Is it best to add them directly in or no?

That sounds like a lot of fish at once for a 5 gallon, even if it was cycled (was it?). Could have been ammonia spike... I can be wrong, those are small fish and I don't really know how much ammonia they produce.

Good call...I just did a 50% water change but will test the water
 
Noroomforshoe
  • #7
Quarantining new fish protects your current fish.

Quarantining new fish is stressful to new fish. these fish have been tank surfing, been netted, been freaked out at the pet store on airplanes, seen Ph Shifts, and for wild-caught fish , they were ripped out of schools of hundreds of fish as well. If you do not have a good sized cycled, heated tank prepared, its even worse.

So you have to ask yourself, which risk do you want to take? And you can also ask yourself, do you trust the selllers? Did they notice anything troubling? Did they see issues and risk their good record of sales and sell you the fish anyway?

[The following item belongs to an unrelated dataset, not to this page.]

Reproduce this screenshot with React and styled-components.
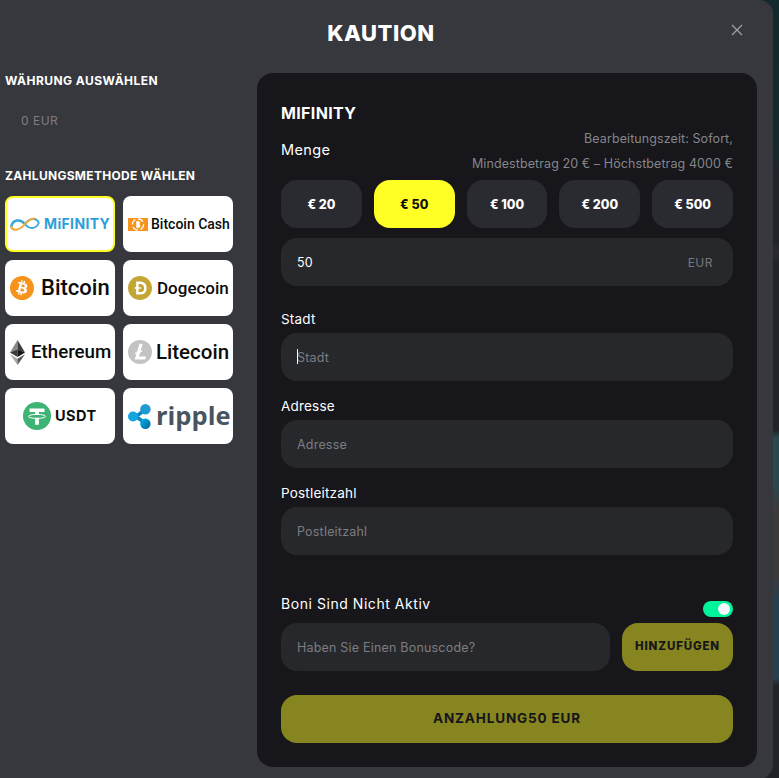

I have skipped quarantine more then I like to admit. And I have been lucky so far.
 
Cherryshrimp420
  • #8
5 gals is too small for Otos, they need a big tank with lots of hiding spaces.

Also, catching wild Otos involves dosing the water with cyanide which stuns them and makes them easier to catch. By the time you buy them from your LFS they are already half-dead inside.